It could be two or three months before an adjuster visits your home if it was in the path of the worst destruction. Even so, the sooner you contact your insurance company the better. Or maybe that should be "companies" -- plural. It's not unusual to have a homeowner's policy with one company and a flood insurance policy with another.

Insurance adjusters recommend the following:

  • If you can't contact the insurance agent and you don't know the name or phone number of the insurance company, call the mortgage lender and ask. Or your state's department of insurance might be able to track down the insurance agent to provide the information.
  • Be patient. That two- or three-month estimate for inspections in the worst-hit areas might be optimistic.
  • Try to be there when the adjuster visits the home. If that's impossible or impractical, don't freak out.
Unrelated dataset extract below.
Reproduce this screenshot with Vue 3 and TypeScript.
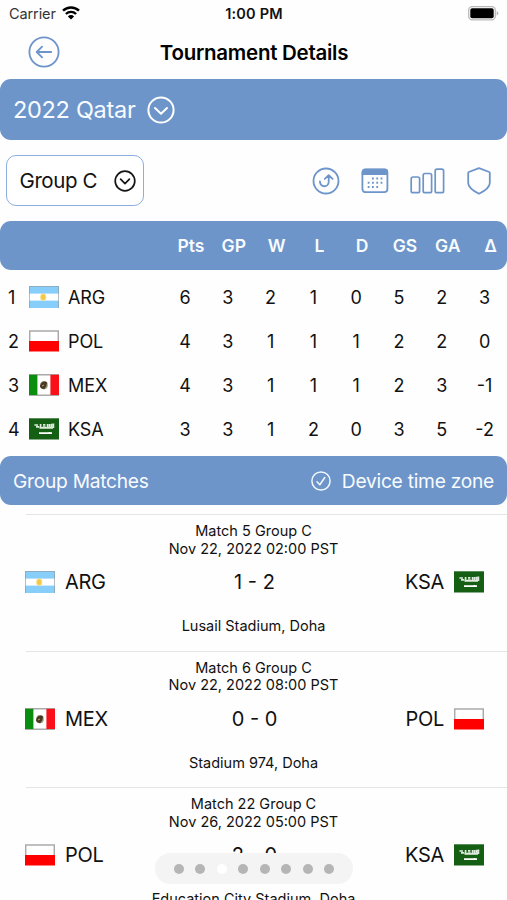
<script setup lang="ts">
import { ref } from 'vue'
import type { FunctionalComponent } from 'vue'
import { h } from 'vue'

type Team = 'ARG' | 'POL' | 'MEX' | 'KSA'

interface Standing {
  team: Team
  stats: number[]
}

interface Match {
  title: string
  date: string
  home: Team
  away: Team
  score: string
  venue: string
}

const columns = ['Pts', 'GP', 'W', 'L', 'D', 'GS', 'GA', 'Δ']

const standings: Standing[] = [
  { team: 'ARG', stats: [6, 3, 2, 1, 0, 5, 2, 3] },
  { team: 'POL', stats: [4, 3, 1, 1, 1, 2, 2, 0] },
  { team: 'MEX', stats: [4, 3, 1, 1, 1, 2, 3, -1] },
  { team: 'KSA', stats: [3, 3, 1, 2, 0, 3, 5, -2] },
]

const matches: Match[] = [
  { title: 'Match 5 Group C', date: 'Nov 22, 2022 02:00 PST', home: 'ARG', away: 'KSA', score: '1 - 2', venue: 'Lusail Stadium, Doha' },
  { title: 'Match 6 Group C', date: 'Nov 22, 2022 08:00 PST', home: 'MEX', away: 'POL', score: '0 - 0', venue: 'Stadium 974, Doha' },
  { title: 'Match 22 Group C', date: 'Nov 26, 2022 05:00 PST', home: 'POL', away: 'KSA', score: '2 - 0', venue: 'Education City Stadium, Doha' },
]

const pageCount = 8
const currentPage = ref(3)

const rect = (x: number, y: number, width: number, height: number, fill: string) =>
  h('rect', { x, y, width, height, fill })

const flagArt: Record<Team, () => ReturnType<typeof h>[]> = {
  ARG: () => [
    rect(0, 0, 30, 22, '#fff'),
    rect(0, 0, 30, 7.6, '#87cefa'),
    rect(0, 14.6, 30, 7.4, '#87cefa'),
    h('ellipse', { cx: 14.2, cy: 11.2, rx: 3, ry: 3.6, fill: '#f7d774' }),
    h('ellipse', { cx: 14.2, cy: 11.2, rx: 1.8, ry: 2.6, fill: '#f2c744' }),
    h('path', { d: 'M.5 22V.5h29V22', fill: 'none', stroke: '#8e9aa3', 'stroke-opacity': 0.65 }),
  ],
  POL: () => [
    rect(0, 0, 30, 11, '#fff'),
    h('path', { d: 'M.6 11V1h28.8v10', fill: 'none', stroke: '#aaa', 'stroke-width': 1.7 }),
    rect(0, 11, 30, 10.5, '#f00'),
  ],
  MEX: () => [
    rect(0, 0, 30, 22, '#fff'),
    h('path', { d: 'M0 .8h30M0 21.2h30', stroke: '#aaa', 'stroke-width': 1.6 }),
    rect(0, 0.8, 8.4, 20.2, '#098e0d'),
    rect(21.4, 0.8, 8.6, 20.2, '#f91018'),
    h('ellipse', { cx: 15, cy: 11.2, rx: 3.8, ry: 4.1, fill: '#95a57f' }),
    h('path', { d: 'M11.8 9.8q3.2-4 6.4-1l-1 3.4-2 3-3.2-1-1-2z', fill: '#4c3624' }),
    h('path', { d: 'M13 12l2-1', stroke: '#b8a56d' }),
  ],
  KSA: () => [
    rect(0, 0.3, 30, 21.2, '#145f14'),
    h('path', {
      d: 'M5.4 7h3.6M7 8.8h3.2M11.6 6v3.6M13.6 9.2h3.2M14 6.8h2.4M18.6 6v3.6M20.6 6v3.6M22.6 5.8v4M24.4 5.6v4.4M10.5 9.8h13.5',
      stroke: '#dfeadf', 'stroke-width': 1.7, fill: 'none',
    }),
    h('path', { d: 'M10 15.2h13M20.5 14v1.5', stroke: '#fff', 'stroke-width': 1.8 }),
  ],
}

const FlagIcon: FunctionalComponent<{ team: Team }> = (props) =>
  h('svg', { width: 30, height: 22, viewBox: '0 0 30 22' }, flagArt[props.team]())
FlagIcon.props = ['team']
</script>

<template>
  <main class="screen">
    <div class="status">
      <div class="carrier">
        <span>Carrier</span>
        <svg width="18" height="14" viewBox="0 0 18 14">
          <path d="M1 4.7a11.5 11.5 0 0 1 16 0" fill="none" stroke="#000" stroke-width="2.5" />
          <path d="M3.9 8a7.2 7.2 0 0 1 10.2 0" fill="none" stroke="#000" stroke-width="2.3" />
          <path d="M9 13.5 5.9 10.4a4.4 4.4 0 0 1 6.2 0z" />
        </svg>
      </div>
      <time class="clock">1:00 PM</time>
      <svg class="battery" width="31" height="15" viewBox="0 0 31 15">
        <rect x=".7" y=".7" width="26.6" height="13.1" rx="3.5" fill="#fff" stroke="#b9b9b9" stroke-width="1.3" />
        <rect x="2.3" y="2.3" width="23.4" height="9.9" rx="1.8" />
        <path d="M28.7 5v4.7q1.7-.8 1.7-2.35T28.7 5" fill="#b5b5b5" />
      </svg>
    </div>

    <header class="nav">
      <svg class="back" width="32" height="32" viewBox="0 0 32 32" fill="none" stroke="#6d95c9" stroke-width="1.8">
        <circle cx="16" cy="16" r="14.6" />
        <path d="M23.2 16H9M14.1 10.6 8.7 16l5.4 5.4" stroke-linecap="round" stroke-linejoin="round" />
      </svg>
      <h1>Tournament Details</h1>
    </header>

    <section class="bar tournament">
      <span>2022 Qatar</span>
      <svg width="28" height="28" viewBox="0 0 28 28" fill="none" stroke="#fff" stroke-width="2">
        <circle cx="14" cy="14" r="12.6" />
        <path d="m8 12 6 5.7 6-5.7" stroke-linecap="round" stroke-linejoin="round" />
      </svg>
    </section>

    <section class="tools">
      <button class="group" type="button">
        <span>Group C</span>
        <svg width="22" height="22" viewBox="0 0 22 22" fill="none" stroke="#161616" stroke-width="1.7">
          <circle cx="11" cy="11" r="9.8" />
          <path d="m6.6 9.2 4.4 4.5 4.4-4.5" stroke-linecap="round" stroke-linejoin="round" />
        </svg>
      </button>
      <div class="actions">
        <svg width="28" height="28" viewBox="0 0 28 28" fill="none" stroke="#6d95c9" stroke-width="1.8" stroke-linecap="round" stroke-linejoin="round">
          <circle cx="14" cy="14" r="12.5" />
          <path d="M7.9 14.3c.4 6.7 8.7 6.4 8.8.4V8.6M12.8 11.8l3.9-3.6 3.9 3.6" />
        </svg>
        <svg width="28" height="26" viewBox="0 0 28 26">
          <rect x="1.4" y="1.4" width="25" height="22.8" rx="3.2" fill="none" stroke="#6d95c9" stroke-width="1.8" />
          <path d="M.8 7.1V4Q.8.7 4 .7h19.8Q27 .7 27 4v3.1z" fill="#6d95c9" />
          <path d="M11 10.5h12M6.7 14.7H23M6.7 18.9h12" stroke="#6d95c9" stroke-width="2" stroke-dasharray="1.8 2.5" />
        </svg>
        <svg width="35" height="26" viewBox="0 0 35 26" fill="none" stroke="#6d95c9" stroke-width="1.7">
          <rect x="1.2" y="9" width="8.4" height="15.7" rx="1.8" />
          <rect x="13.2" y="5.5" width="8.4" height="19.2" rx="1.8" />
          <rect x="25.2" y="1.2" width="8.4" height="23.5" rx="1.8" />
        </svg>
        <svg class="shield" width="24" height="28" viewBox="0 0 24 28" fill="none" stroke="#6d95c9" stroke-width="1.8" stroke-linejoin="round">
          <path d="M12 1.2 22.2 5q.6.3.6 1v10q0 5.4-10.8 10.8Q1.2 21.4 1.2 16V6q0-.7.6-1z" />
        </svg>
      </div>
    </section>

    <section class="bar columns">
      <span v-for="name in columns" :key="name">{{ name }}</span>
    </section>

    <section class="standings">
      <div v-for="(row, index) in standings" :key="row.team" class="row">
        <span class="rank">{{ index + 1 }}</span>
        <FlagIcon :team="row.team" />
        <span class="code">{{ row.team }}</span>
        <span v-for="(value, i) in row.stats" :key="i" class="stat">{{ value }}</span>
      </div>
    </section>

    <section class="bar matches-bar">
      <span class="matches-title">Group Matches</span>
      <div class="zone">
        <svg width="20" height="20" viewBox="0 0 20 20" fill="none" stroke="#f3f8ff" stroke-width="1.5">
          <circle cx="10" cy="10" r="9.1" />
          <path d="m6 10.7 2.8 3 5-7.2" stroke-linecap="round" stroke-linejoin="round" />
        </svg>
        <span>Device time zone</span>
      </div>
    </section>

    <section class="matches">
      <article v-for="match in matches" :key="match.title" class="match">
        <p class="meta">{{ match.title }}<br />{{ match.date }}</p>
        <div class="teams">
          <div class="team"><FlagIcon :team="match.home" /><span>{{ match.home }}</span></div>
          <span class="score">{{ match.score }}</span>
          <div class="team away"><span>{{ match.away }}</span><FlagIcon :team="match.away" /></div>
        </div>
        <p class="venue">{{ match.venue }}</p>
      </article>
    </section>

    <nav class="pager">
      <i v-for="page in pageCount" :key="page" :class="{ active: page === currentPage }"></i>
    </nav>
  </main>
</template>

<style>
body {
  background: #fefefe;
  overflow: hidden;
}
</style>

<style scoped>
* {
  box-sizing: border-box;
}
.screen {
  position: relative;
  width: 507px;
  height: 900px;
  overflow: hidden;
  background: #fefefe;
  color: #111;
  font-family: Inter, "Liberation Sans", sans-serif;
  display: flex;
  flex-direction: column;
}
.screen > * {
  flex-shrink: 0;
}
svg {
  display: block;
  flex-shrink: 0;
}
.status {
  height: 28px;
  display: grid;
  grid-template-columns: 1fr auto 1fr;
  align-items: center;
  padding: 0 8px 0 9px;
  font-size: 14.5px;
}
.carrier {
  display: flex;
  align-items: center;
  gap: 6px;
  margin-top: -2px;
  color: #333;
  letter-spacing: -0.1px;
}
.clock {
  margin-top: -2px;
  color: #111;
  font-weight: 600;
  letter-spacing: 0.2px;
}
.battery {
  justify-self: end;
  margin-top: -1px;
}
.nav {
  height: 51px;
  display: grid;
  grid-template-columns: 100px 1fr 100px;
  align-items: center;
  padding-bottom: 3px;
}
.back {
  margin-left: 28px;
}
h1 {
  margin: 0;
  padding-left: 1px;
  text-align: center;
  font-size: 20.5px;
  font-weight: 600;
  letter-spacing: -0.27px;
  color: #000;
}
.bar {
  background: #6d95c9;
  color: #f8fbff;
  border-radius: 11px;
  display: flex;
  align-items: center;
}
.tournament {
  height: 61px;
  padding-left: 13px;
  gap: 12px;
  font-size: 23.5px;
  letter-spacing: -0.3px;
}
.tools {
  height: 81px;
  padding: 0 16px 0 6px;
  display: flex;
  align-items: center;
  justify-content: space-between;
}
.group {
  width: 138px;
  height: 51px;
  padding: 0 7px 0 12.5px;
  border: 1.5px solid #8cade0;
  border-radius: 10px;
  background: #fff;
  display: flex;
  align-items: center;
  justify-content: space-between;
  font: inherit;
  font-size: 20.5px;
  letter-spacing: -0.4px;
  color: #111;
}
.actions {
  display: flex;
  align-items: center;
  gap: 21px;
}
.shield {
  margin-left: 1.5px;
}
.columns {
  height: 49px;
  padding-left: 169.6px;
  font-size: 17.5px;
  font-weight: 600;
  overflow: hidden;
}
.columns span {
  flex: 0 0 42.8px;
  text-align: center;
}
.standings {
  height: 186px;
  padding-top: 5px;
}
.row {
  height: 44px;
  display: grid;
  grid-template-columns: 29px 39px 95.6px repeat(8, 42.8px);
  align-items: center;
  font-size: 18px;
}
.rank {
  padding-left: 8px;
}
.code {
  letter-spacing: -0.1px;
}
.stat {
  text-align: center;
}
.matches-bar {
  height: 49px;
  padding: 0 13px;
  justify-content: space-between;
  font-size: 19.2px;
  letter-spacing: -0.26px;
}
.zone {
  display: flex;
  align-items: center;
  gap: 11px;
}
.matches {
  padding-top: 9px;
}
.match {
  position: relative;
  height: 136.6px;
  margin-left: 26px;
  border-top: 1px solid #e5e5e5;
  display: flex;
  flex-direction: column;
}
.meta {
  margin: 7px 0 0 -26px;
  font-size: 14.5px;
  line-height: 17.5px;
  text-align: center;
}
.teams {
  height: 50px;
  margin-left: -1px;
  padding-right: 23px;
  display: grid;
  grid-template-columns: 1fr auto 1fr;
  align-items: center;
  font-size: 20px;
}
.team {
  display: flex;
  align-items: center;
  gap: 10px;
  letter-spacing: -0.3px;
}
.away {
  justify-content: flex-end;
}
.venue {
  margin: 10px 0 0 -26px;
  font-size: 14.5px;
  line-height: 17px;
  text-align: center;
}
.pager {
  position: absolute;
  left: 155px;
  top: 853px;
  width: 198px;
  height: 31px;
  padding: 0 18.5px;
  border-radius: 16px;
  background: #f4f4f4;
  display: flex;
  align-items: center;
  justify-content: space-between;
}
.pager i {
  width: 10px;
  height: 10px;
  border-radius: 50%;
  background: #b5b5b5;
}
.pager i.active {
  background: #fff;
}
</style>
The adjuster will make a damage estimate; if he or she missed something, you can request a return visit.
  • If your bank is destroyed and you can't make a deposit, ask the adjuster if the insurance company has made accommodations with a functioning bank.

Insurance companies are sending armies of adjusters into the hurricane-affected areas. Allstate alone has 3,000 adjusters in the field, says Greg LaCost, senior counsel for the Property Casualty Insurers Association of America. The association doesn't have a head count on the total number of adjusters out there; one official said it's in the "many thousands."

Most adjusters in the area drive trucks with adequate ground clearance to drive over low obstacles. When they visit a house, they perform a visual inspection and enter information into laptop computers that calculate damage estimates.

Not everyone is so high tech in the first days after the disaster. In some of the harder-hit areas, claims adjusters are sleeping in offices with generator power. Those adjusters are going out in the field and taking loss reports on paper, then sending the documents by courier to an office farther north, where the information is entered into computers, says Bob Warner, claims manager for Louisiana Farm Bureau Insurance Companies.